Sunday, September 27, 2015

Tax Law: The Never-Ending Story – Civil and Criminal Statutes of Limitations for Tax Fraud

By Matt Mueller

     When is it safe? Clients with concerns about possible fraud on their tax returns from a prior year need to be aware of the pertinent statutes of limitations. This article provides a basic discussion of select civil and criminal statutes of limitations for tax fraud. On the civil side, the IRS may have three years, six years, or forever to assess a tax liability, along with corresponding penalties and interest, on a given tax return.

     The general rule is that any tax “shall be assessed within 3 years after the return was filed.” I.R.C. § 6501(a). Under Section 6501(e), if the taxpayer omitted certain items from the return, such as more than 25 percent of gross income, the IRS has up to six years to assess the tax. An even more generous extension applies in cases of a “false or fraudulent return with the intent evade tax” or a willful attempt to evade tax. In both cases, the IRS can assess the tax “at any time.” I.R.C. § 6501(c)(1)-(2).

     This exception to the three-year statute of limitations for assessment is intuitive where the taxpayer intentionally filed a fraudulent tax return. Having created a deceitful, and often convoluted, scheme to evade taxes, the taxpayer’s complaints about an unlimited period for assessment might ring hollow. A less intuitive and more problematic scenario arises when the tax return filed was fraudulent but the taxpayer did not personally know of the fraud. This could arise if a return preparer includes fraudulent items on a tax return without the explicit knowledge or consent of the taxpayer. It also could arise where a taxpayer, relying on advice from a tax professional, used a tax reduction strategy that was later determined by the IRS to be fraudulent.

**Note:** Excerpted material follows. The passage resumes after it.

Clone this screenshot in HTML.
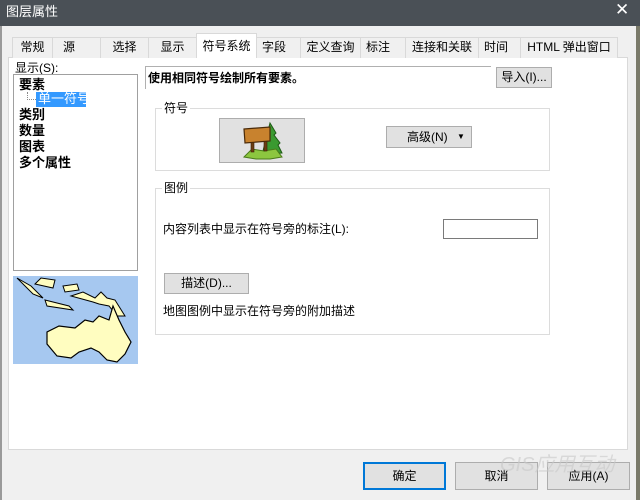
<!DOCTYPE html><html><head><meta charset="utf-8"><style>
body{margin:0;width:640px;height:500px;background:#f0f0f0;font-family:"Liberation Sans","Noto Sans CJK SC",sans-serif;font-size:12px;color:#000;position:relative;overflow:hidden}
div,span{position:absolute;box-sizing:border-box}
.t{white-space:nowrap;line-height:14px}
.tab{top:37px;height:21px;border:1px solid #d9d9d9;border-bottom:none;background:#f0f0f0;text-align:center;line-height:19px}
.btn{background:#e1e1e1;border:1px solid #adadad;text-align:center}
.grp{border:1px solid #dcdcdc}
</style></head><body>
<div style="left:0;top:0;width:640px;height:26px;background:#4a5056"></div>
<div class="t" style="left:6px;top:5px;color:#fff;font-size:13px">图层属性</div>
<div class="t" style="left:615px;top:3px;color:#fff;font-size:17px">✕</div>
<div style="left:636px;top:26px;width:4px;height:474px;background:#7a7a6a"></div>
<div style="left:0;top:26px;width:2px;height:474px;background:#9a9a9a"></div>

<div style="left:8px;top:57px;width:620px;height:393px;background:#fff;border:1px solid #d9d9d9"></div>
<div class="tab" style="left:12px;width:41px">常规</div>
<div class="tab" style="left:52px;width:49px;text-align:left;padding-left:10px">源</div>
<div class="tab" style="left:100px;width:49px">选择</div>
<div class="tab" style="left:148px;width:49px">显示</div>
<div class="tab" style="left:196px;top:33px;height:25px;width:61px;background:#fff;line-height:25px">符号系统</div>
<div class="tab" style="left:256px;width:45px;text-align:left;padding-left:5px">字段</div>
<div class="tab" style="left:300px;width:61px">定义查询</div>
<div class="tab" style="left:360px;width:46px;text-align:left;padding-left:5px">标注</div>
<div class="tab" style="left:405px;width:74px">连接和关联</div>
<div class="tab" style="left:478px;width:43px;text-align:left;padding-left:5px">时间</div>
<div class="tab" style="left:520px;width:98px">HTML 弹出窗口</div>

<div class="t" style="left:15px;top:61px">显示(S):</div>
<div style="left:13px;top:74px;width:125px;height:197px;background:#fff;border:1px solid #a0a0a0"></div>
<div class="t" style="left:19px;top:78px;font-weight:bold;font-size:13px">要素</div>
<div style="left:27px;top:92px;width:1px;height:8px;border-left:1px dotted #888"></div>
<div style="left:27px;top:99px;width:9px;height:1px;border-top:1px dotted #888"></div>
<div class="t" style="left:36px;top:92px;width:50px;height:15px;background:#3399ff;color:#fff;padding-left:2px;font-size:13px">单一符号</div>
<div class="t" style="left:19px;top:108px;font-weight:bold;font-size:13px">类别</div>
<div class="t" style="left:19px;top:124px;font-weight:bold;font-size:13px">数量</div>
<div class="t" style="left:19px;top:140px;font-weight:bold;font-size:13px">图表</div>
<div class="t" style="left:19px;top:156px;font-weight:bold;font-size:13px">多个属性</div>

<svg style="position:absolute;left:13px;top:276px" width="125" height="88" viewBox="0 0 125 88">
<rect width="125" height="88" fill="#a6c8f0"/>
<path d="M4 2 L20 18 L30 22 L18 10Z M22 8 L40 12 L42 4 L28 2Z M50 10 L64 8 L66 14 L52 16Z M58 20 L70 16 L82 22 L88 16 L94 22 L102 24 L112 40 L104 40 L96 30 L86 28 L80 26 Z M32 24 L56 30 L60 34 L34 30Z" fill="#fffdc0" stroke="#000" stroke-width="1"/>
<path d="M62 52 L72 44 L80 46 L86 40 L96 44 L100 30 L106 44 L112 56 L118 66 L112 78 L104 86 L94 84 L86 76 L78 72 L66 76 L58 82 L44 80 L34 68 L34 56 L46 50 Z" fill="#fffdc0" stroke="#000" stroke-width="1.2"/>
</svg>

<div style="left:145px;top:66px;width:346px;height:23px;border-top:1px solid #b0b0b0;border-left:1px solid #b0b0b0"></div>
<div class="t" style="left:148px;top:71px;font-weight:bold;font-size:12px">使用相同符号绘制所有要素。</div>
<div class="btn t" style="left:496px;top:67px;width:56px;height:21px;line-height:19px">导入(I)...</div>

<div class="grp" style="left:155px;top:108px;width:395px;height:63px"></div>
<div class="t" style="left:162px;top:101px;background:#fff;padding:0 2px">符号</div>
<div class="btn" style="left:219px;top:118px;width:86px;height:45px;background:#e1e1e1"></div>
<svg style="position:absolute;left:240px;top:121px" width="44" height="40" viewBox="0 0 44 40">
<path d="M30 2 L36 12 L34 14 L40 22 L38 24 L42 32 L22 34 Z" fill="#3a9a30" stroke="#1d5a14"/>
<path d="M4 36 L12 28 L24 30 L36 28 L42 36 L30 38 L16 38Z" fill="#8cc63f" stroke="#4a7a1a"/>
<rect x="11" y="16" width="3" height="15" fill="#6b3d12" stroke="#3a1e06" stroke-width=".6"/>
<rect x="24" y="16" width="3" height="14" fill="#6b3d12" stroke="#3a1e06" stroke-width=".6"/>
<path d="M4 8 L30 6 L30 20 L5 22 Z" fill="#c8822e" stroke="#4a2a08" stroke-width="1.2"/>
</svg>
<div class="btn t" style="left:386px;top:126px;width:86px;height:22px;line-height:20px;text-align:left;padding-left:20px">高级(N)<span style="left:70px;top:0;font-size:8px">▼</span></div>

<div class="grp" style="left:155px;top:188px;width:395px;height:147px"></div>
<div class="t" style="left:162px;top:181px;background:#fff;padding:0 2px">图例</div>
<div class="t" style="left:163px;top:222px">内容列表中显示在符号旁的标注(L):</div>
<div style="left:443px;top:219px;width:95px;height:20px;border:1px solid #7a7a7a;background:#fff"></div>
<div class="btn t" style="left:164px;top:273px;width:85px;height:21px;line-height:19px">描述(D)...</div>
<div class="t" style="left:163px;top:304px">地图图例中显示在符号旁的附加描述</div>

<div class="btn t" style="left:363px;top:462px;width:83px;height:28px;line-height:24px;border:2px solid #0078d7">确定</div>
<div class="btn t" style="left:455px;top:462px;width:83px;height:28px;line-height:26px">取消</div>
<div class="btn t" style="left:547px;top:462px;width:83px;height:28px;line-height:26px">应用(A)</div>
<div class="t" style="left:500px;top:458px;font-size:20px;color:rgba(200,200,200,.6);font-style:italic">GIS应用互动</div>
</body></html>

     Whether the IRS will be entitled to use the unlimited statute where the “fraud on the return” was perpetrated by a third party is currently unsettled. The government has taken the position in different forums that the unlimited statute should apply even where the fraud was committed by a third party. The government has prevailed with variations of this argument in Tax Court, Allen v. Commissioner, 128 T.C. 37 (2007), and in the Second Circuit, City Wide Transit, Inc. v. Commissioner, 709 F.3d 102 (2d Cir. 2013). Conversely, this argument has been rejected by the Court of Federal Claims. BASR Partnership v. United States, 113 Fed. Cl. 181 (Fed. Cl. 2013).*

     From a criminal standpoint, the most common federal tax crimes have a six-year statute of limitations. I.R.C. § 6531. However, there are several events that could arguably extend the criminal statute well beyond six years after filing of the return. Those events include post-filing acts of evasion by the taxpayer or a conspirator, summons enforcement proceedings, government requests for foreign evidence, and, in some cases, acts of Congress declaring war or authorizing the use of military force.


* Note: The government appealed the BASR ruling to the Federal Circuit, where the parties presently await a ruling.